Failing to properly consider context is a “fundamental attribution” error. An example is when we shirk blame for our own failures, chalking them up to bad luck/dust-in-the-eyes/lousy equipment/sunspots, instead of “owning” them.

But it can also happen that we own things that weren’t actually our fault, thereby beating ourselves up unnecessarily.

Last year, to commemorate the 30th anniversary of the space shuttle Challenger disaster, NPR ran a story about Bob Ebeling, the NASA engineer who had tried to warn his higher-ups that it was too cold to launch that morning; those rubber-gasket “o rings” weren’t going to hold up.

In a devastating display of self-flagellation, Ebeling bore the weight of the astronauts’ deaths. It was his failing, he maintained, that he wasn’t persuasive enough to get the launch aborted. “I think that’s one of the mistakes God made,” Ebeling said. “He shouldn’t have picked me for the job.”
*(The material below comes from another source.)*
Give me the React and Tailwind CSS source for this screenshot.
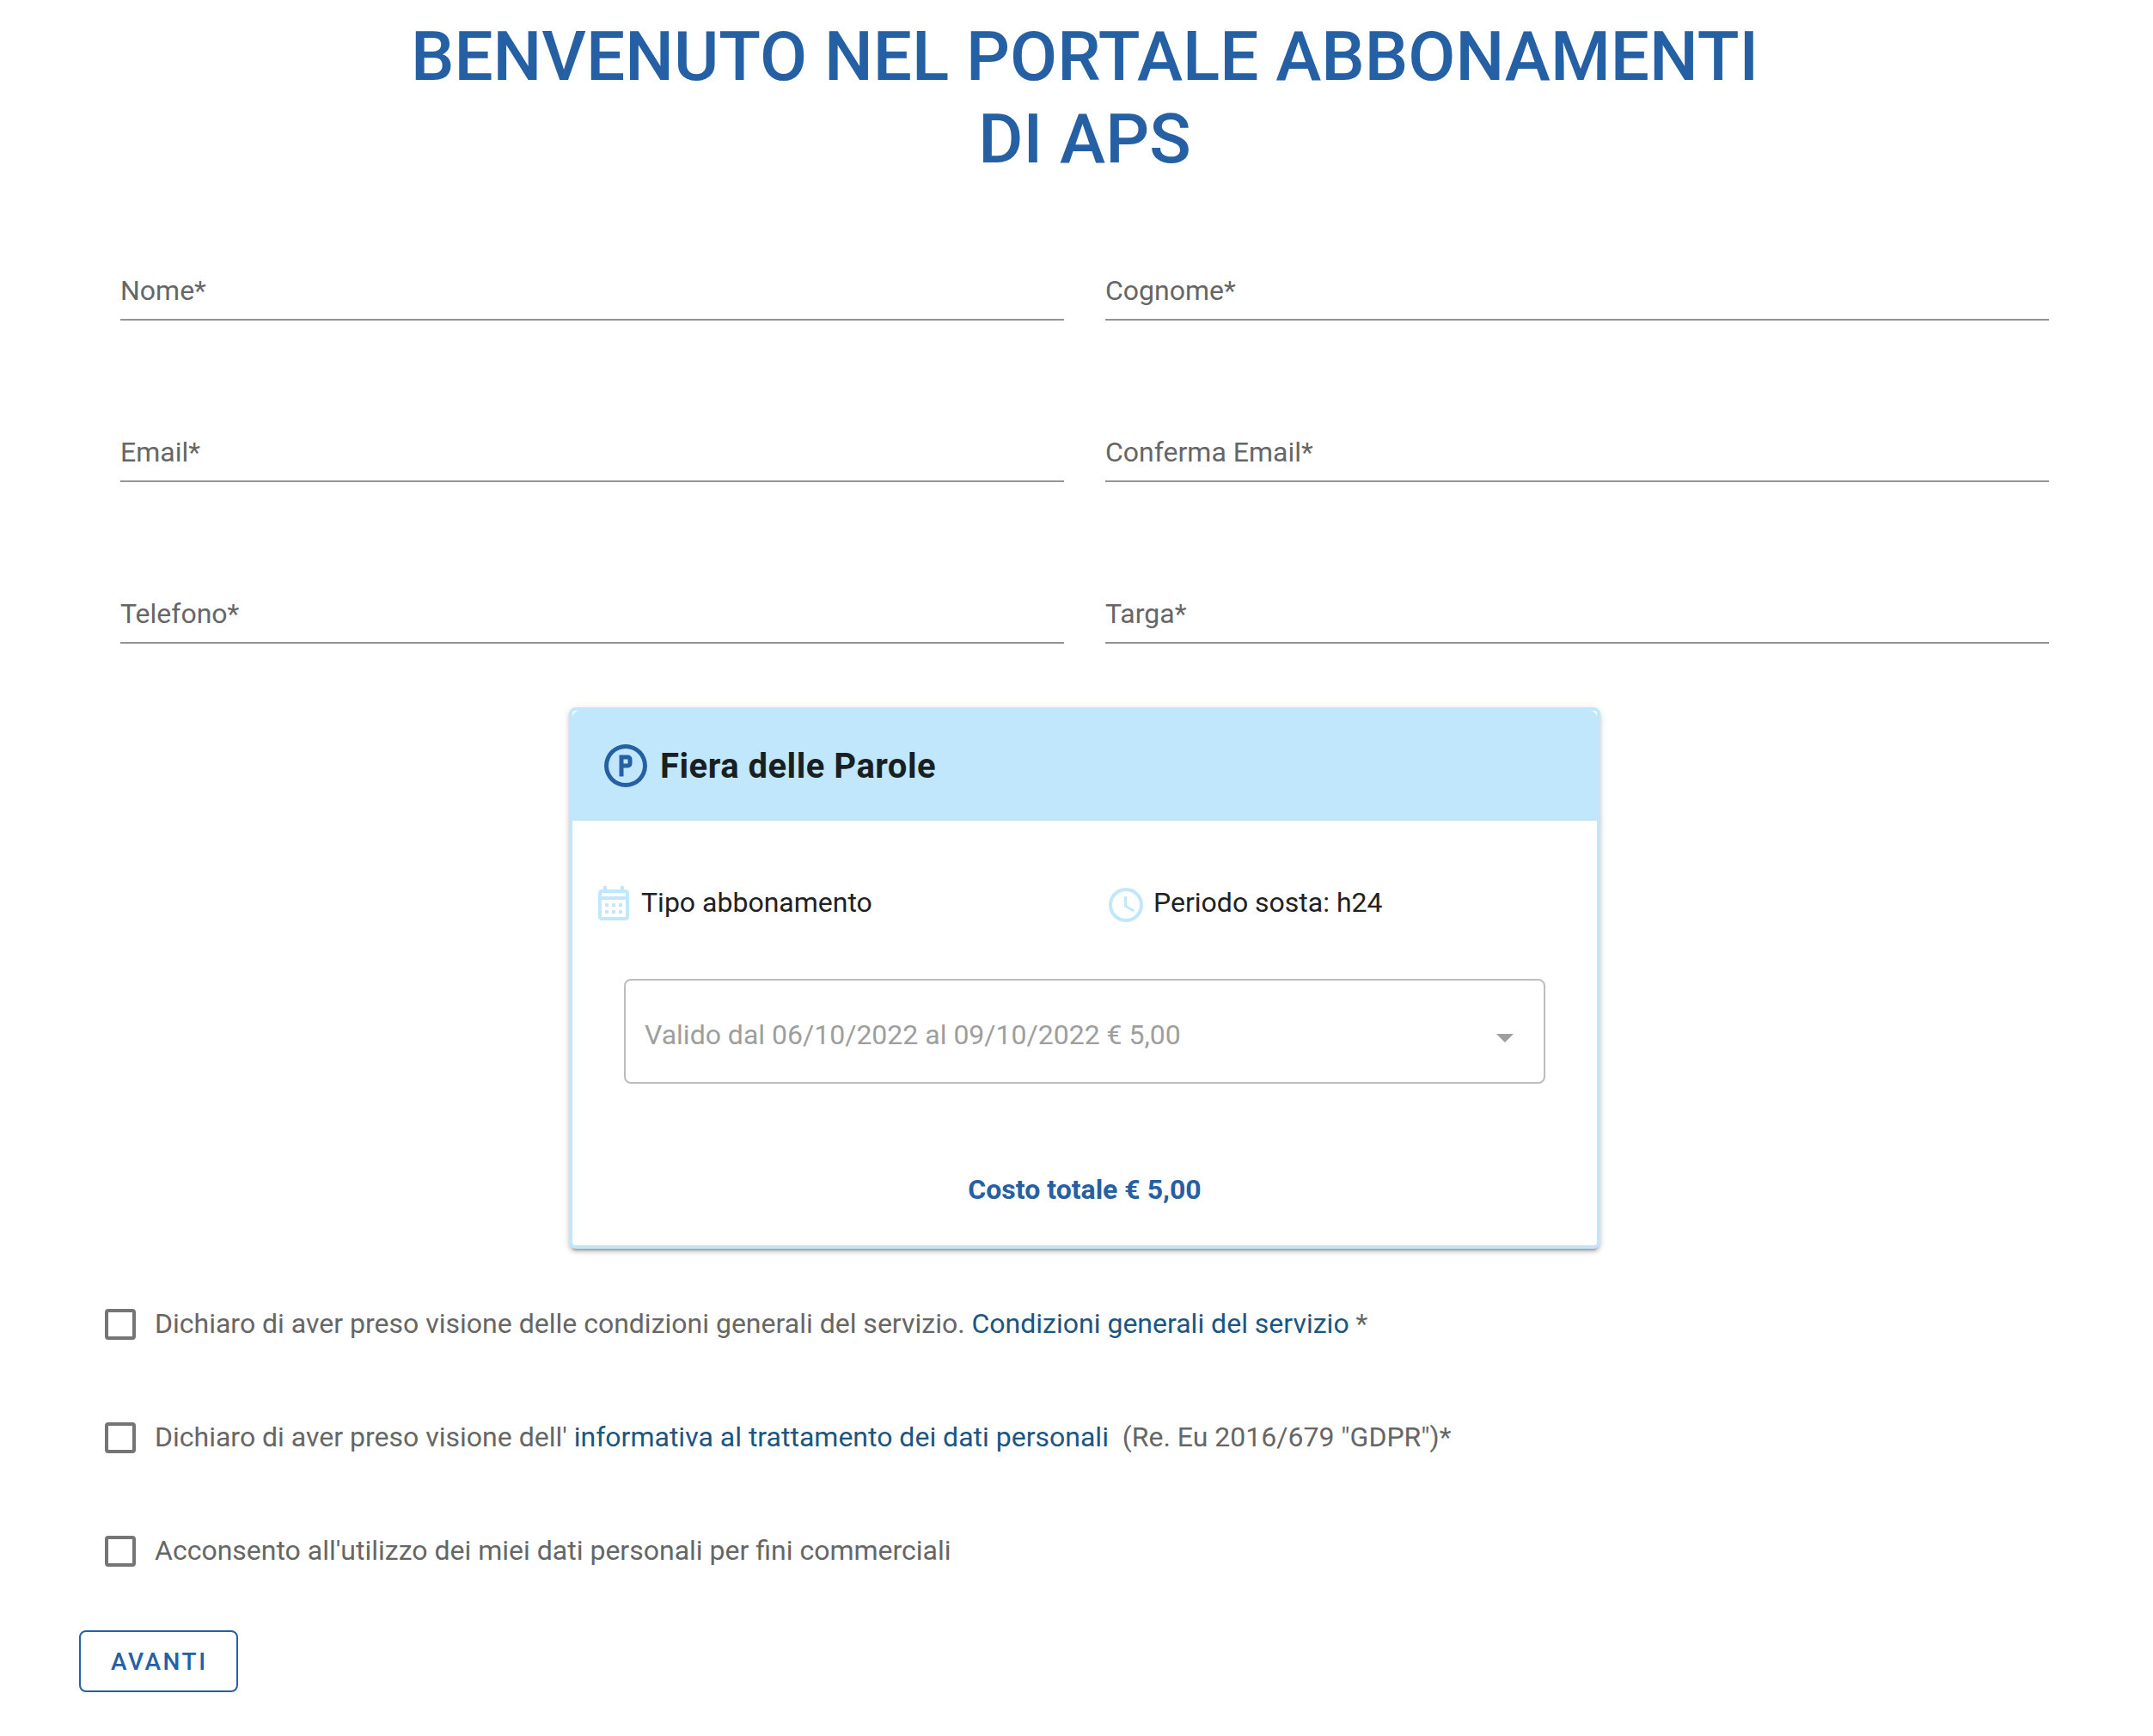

There was such an outpouring of support for this humble man after the story aired that the station did a follow-up program. Ebeling was interviewed again. This time he said he felt buoyed and less regretful. The feedback and interviews with NASA brass helped him accept that the tragedy wasn’t his fault. That shuttle was going to fly and even the world’s best trial lawyer could not have changed those minds.

We tend to feel far less regretful when it wasn’t our fault.

The good news is that, as we grow older, that corrosive personal fault-finding seems to fade away. The older brain, new German research seems to confirm, is just less susceptible to regret. This may be nature’s way of saying, Hey, even if it were your fault, you don’t have time left to fix it anyway, so let it go.

So to recap: We can train ourselves to regret less, or to regret better, in at least the following three ways:

•To see a regretful outcome as a useful data point in our ongoing self-improvement project.

•To consider the worse fate we dodged, rather than the sweeter fate we missed out on.

•To be honest about where the fault lies in the regrettable thing, and cut ourselves some slack if it doesn’t lie with us.

Sometimes a past mistake is useful as a growth-op and sometimes it isn’t. The wisdom is in knowing the difference.